== TASK TO CARRY OUT ==
Retype word for word the first line of the listing and each line after it up to the line with "type IRow = IEntry", with the pictures taken out.

== MATERIAL FOR THIS TASK ==
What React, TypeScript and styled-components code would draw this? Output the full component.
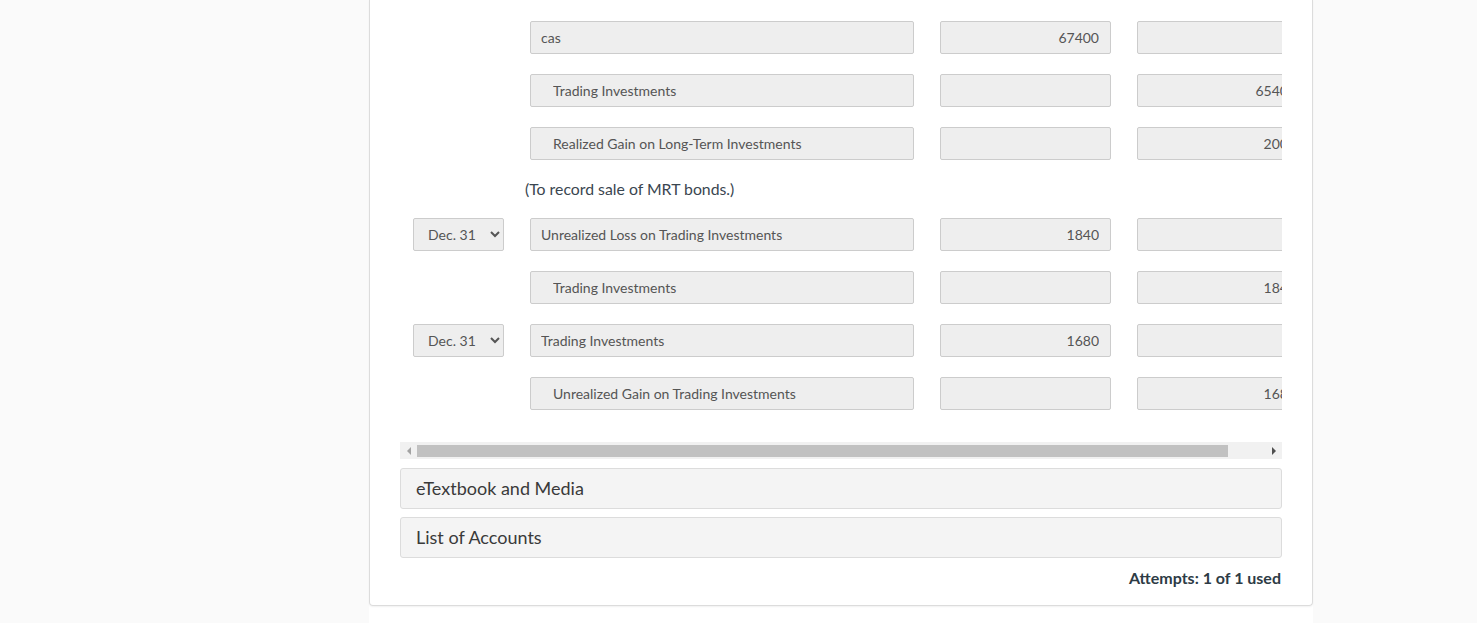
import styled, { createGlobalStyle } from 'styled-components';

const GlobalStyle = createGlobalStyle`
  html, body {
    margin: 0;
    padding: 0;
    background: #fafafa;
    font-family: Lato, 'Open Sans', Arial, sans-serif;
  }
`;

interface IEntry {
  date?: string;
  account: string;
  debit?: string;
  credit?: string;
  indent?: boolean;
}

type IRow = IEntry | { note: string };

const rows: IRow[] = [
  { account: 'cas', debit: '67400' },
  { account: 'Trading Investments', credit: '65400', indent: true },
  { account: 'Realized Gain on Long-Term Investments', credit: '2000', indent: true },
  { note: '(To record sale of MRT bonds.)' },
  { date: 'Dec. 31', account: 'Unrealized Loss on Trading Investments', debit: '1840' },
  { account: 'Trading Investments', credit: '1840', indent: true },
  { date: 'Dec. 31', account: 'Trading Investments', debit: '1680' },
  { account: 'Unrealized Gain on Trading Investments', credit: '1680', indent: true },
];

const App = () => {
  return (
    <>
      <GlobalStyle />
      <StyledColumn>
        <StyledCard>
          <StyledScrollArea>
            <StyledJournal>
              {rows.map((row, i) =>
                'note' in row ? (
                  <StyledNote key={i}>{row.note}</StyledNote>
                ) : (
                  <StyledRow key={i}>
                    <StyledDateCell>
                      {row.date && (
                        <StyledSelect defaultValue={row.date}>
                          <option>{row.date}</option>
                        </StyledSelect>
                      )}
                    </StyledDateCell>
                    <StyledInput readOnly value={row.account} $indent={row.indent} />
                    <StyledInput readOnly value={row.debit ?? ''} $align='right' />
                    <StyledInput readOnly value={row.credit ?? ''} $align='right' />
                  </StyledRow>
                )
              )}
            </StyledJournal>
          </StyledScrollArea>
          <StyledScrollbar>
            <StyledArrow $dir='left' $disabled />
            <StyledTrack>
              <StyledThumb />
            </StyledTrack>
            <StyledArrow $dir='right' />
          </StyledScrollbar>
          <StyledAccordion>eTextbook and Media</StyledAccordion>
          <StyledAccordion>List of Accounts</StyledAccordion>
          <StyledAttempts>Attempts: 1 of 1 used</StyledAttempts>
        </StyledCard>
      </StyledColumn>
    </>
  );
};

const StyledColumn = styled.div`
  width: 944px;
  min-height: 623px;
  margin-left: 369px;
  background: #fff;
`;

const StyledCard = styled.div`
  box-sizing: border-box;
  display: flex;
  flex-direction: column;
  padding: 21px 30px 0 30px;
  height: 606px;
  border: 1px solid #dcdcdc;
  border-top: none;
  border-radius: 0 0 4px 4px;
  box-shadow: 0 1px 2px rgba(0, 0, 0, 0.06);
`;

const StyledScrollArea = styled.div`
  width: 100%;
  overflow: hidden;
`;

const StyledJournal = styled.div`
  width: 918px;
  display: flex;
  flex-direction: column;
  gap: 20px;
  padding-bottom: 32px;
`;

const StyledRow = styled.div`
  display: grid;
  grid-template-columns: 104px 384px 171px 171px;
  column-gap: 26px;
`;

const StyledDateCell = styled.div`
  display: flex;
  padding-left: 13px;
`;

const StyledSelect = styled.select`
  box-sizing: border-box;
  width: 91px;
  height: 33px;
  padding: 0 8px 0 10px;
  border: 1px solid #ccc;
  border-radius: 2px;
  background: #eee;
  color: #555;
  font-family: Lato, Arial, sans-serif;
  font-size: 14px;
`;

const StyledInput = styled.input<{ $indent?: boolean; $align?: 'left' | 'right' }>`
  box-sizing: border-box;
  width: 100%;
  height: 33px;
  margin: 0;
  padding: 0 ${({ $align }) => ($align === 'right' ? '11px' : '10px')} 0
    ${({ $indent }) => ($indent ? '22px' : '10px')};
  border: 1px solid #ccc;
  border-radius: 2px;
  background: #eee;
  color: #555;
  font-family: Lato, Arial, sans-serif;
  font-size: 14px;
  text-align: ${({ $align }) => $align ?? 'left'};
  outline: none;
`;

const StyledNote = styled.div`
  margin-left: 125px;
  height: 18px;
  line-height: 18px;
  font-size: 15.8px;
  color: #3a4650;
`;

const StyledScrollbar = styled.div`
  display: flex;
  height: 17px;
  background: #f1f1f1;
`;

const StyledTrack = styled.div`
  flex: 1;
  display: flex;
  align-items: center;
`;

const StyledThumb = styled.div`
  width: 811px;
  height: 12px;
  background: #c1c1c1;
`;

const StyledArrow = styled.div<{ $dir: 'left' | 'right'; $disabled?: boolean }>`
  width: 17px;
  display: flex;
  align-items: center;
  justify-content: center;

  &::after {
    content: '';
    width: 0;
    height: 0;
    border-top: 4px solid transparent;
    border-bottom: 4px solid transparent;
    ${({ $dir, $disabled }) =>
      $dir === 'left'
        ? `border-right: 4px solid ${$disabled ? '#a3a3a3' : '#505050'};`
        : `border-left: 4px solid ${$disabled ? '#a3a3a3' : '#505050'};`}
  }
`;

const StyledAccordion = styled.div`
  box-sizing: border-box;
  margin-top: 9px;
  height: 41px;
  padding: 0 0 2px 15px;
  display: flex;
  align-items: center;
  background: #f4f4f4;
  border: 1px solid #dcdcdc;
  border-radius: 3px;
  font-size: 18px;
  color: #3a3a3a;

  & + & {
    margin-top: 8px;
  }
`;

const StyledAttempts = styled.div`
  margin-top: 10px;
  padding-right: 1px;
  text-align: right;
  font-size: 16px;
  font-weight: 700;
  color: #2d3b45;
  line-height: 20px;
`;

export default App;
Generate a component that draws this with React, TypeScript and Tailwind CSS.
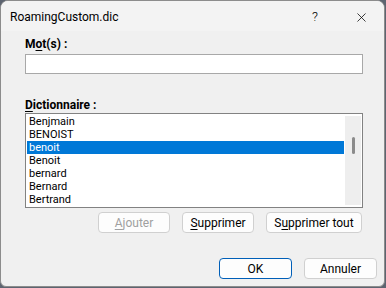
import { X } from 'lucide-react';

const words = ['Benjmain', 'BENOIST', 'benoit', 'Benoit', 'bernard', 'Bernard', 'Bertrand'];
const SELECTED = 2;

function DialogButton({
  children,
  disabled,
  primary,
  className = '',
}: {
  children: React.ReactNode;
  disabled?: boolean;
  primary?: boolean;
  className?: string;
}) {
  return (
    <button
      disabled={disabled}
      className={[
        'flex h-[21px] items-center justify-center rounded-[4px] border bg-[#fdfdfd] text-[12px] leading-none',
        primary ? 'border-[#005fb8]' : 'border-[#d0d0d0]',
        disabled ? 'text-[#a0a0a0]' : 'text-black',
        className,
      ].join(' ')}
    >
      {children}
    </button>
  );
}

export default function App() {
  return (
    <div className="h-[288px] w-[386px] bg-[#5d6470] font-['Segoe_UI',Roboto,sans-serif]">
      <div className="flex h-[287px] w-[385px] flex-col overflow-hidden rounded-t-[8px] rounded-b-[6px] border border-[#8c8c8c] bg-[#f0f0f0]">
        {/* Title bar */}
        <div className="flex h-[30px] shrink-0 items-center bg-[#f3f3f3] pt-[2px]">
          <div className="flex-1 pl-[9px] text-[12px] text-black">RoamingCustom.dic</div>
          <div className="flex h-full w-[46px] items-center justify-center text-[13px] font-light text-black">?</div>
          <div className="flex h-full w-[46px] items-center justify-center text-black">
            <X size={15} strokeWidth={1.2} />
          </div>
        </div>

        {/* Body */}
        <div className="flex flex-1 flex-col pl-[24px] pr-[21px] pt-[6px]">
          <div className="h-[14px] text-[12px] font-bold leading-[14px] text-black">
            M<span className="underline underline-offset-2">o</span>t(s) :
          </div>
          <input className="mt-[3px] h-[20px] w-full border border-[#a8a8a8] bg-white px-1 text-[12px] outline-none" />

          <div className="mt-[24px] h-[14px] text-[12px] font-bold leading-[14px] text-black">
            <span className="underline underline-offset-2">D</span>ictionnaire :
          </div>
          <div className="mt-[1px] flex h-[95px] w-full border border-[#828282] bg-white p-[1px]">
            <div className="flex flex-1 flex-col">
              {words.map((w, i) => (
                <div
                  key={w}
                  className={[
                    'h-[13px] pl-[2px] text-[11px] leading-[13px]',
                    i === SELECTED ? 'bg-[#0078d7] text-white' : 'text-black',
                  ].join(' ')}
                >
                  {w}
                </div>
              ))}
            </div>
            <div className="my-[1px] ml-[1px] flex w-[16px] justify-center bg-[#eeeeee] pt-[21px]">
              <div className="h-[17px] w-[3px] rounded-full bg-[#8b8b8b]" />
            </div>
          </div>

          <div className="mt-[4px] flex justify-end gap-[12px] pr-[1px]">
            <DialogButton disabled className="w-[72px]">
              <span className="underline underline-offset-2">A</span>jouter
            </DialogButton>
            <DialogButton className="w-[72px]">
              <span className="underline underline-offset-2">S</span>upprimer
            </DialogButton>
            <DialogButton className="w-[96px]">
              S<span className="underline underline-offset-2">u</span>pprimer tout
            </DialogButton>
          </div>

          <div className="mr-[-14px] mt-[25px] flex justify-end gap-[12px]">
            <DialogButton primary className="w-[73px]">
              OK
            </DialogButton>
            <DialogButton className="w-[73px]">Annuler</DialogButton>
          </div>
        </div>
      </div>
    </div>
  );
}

== SOLUTION TO THE EXERCISE ==
What React, TypeScript and styled-components code would draw this? Output the full component.
import styled, { createGlobalStyle } from 'styled-components';

const GlobalStyle = createGlobalStyle`
  html, body {
    margin: 0;
    padding: 0;
    background: #fafafa;
    font-family: Lato, 'Open Sans', Arial, sans-serif;
  }
`;

interface IEntry {
  date?: string;
  account: string;
  debit?: string;
  credit?: string;
  indent?: boolean;
}

type IRow = IEntry | { note: string };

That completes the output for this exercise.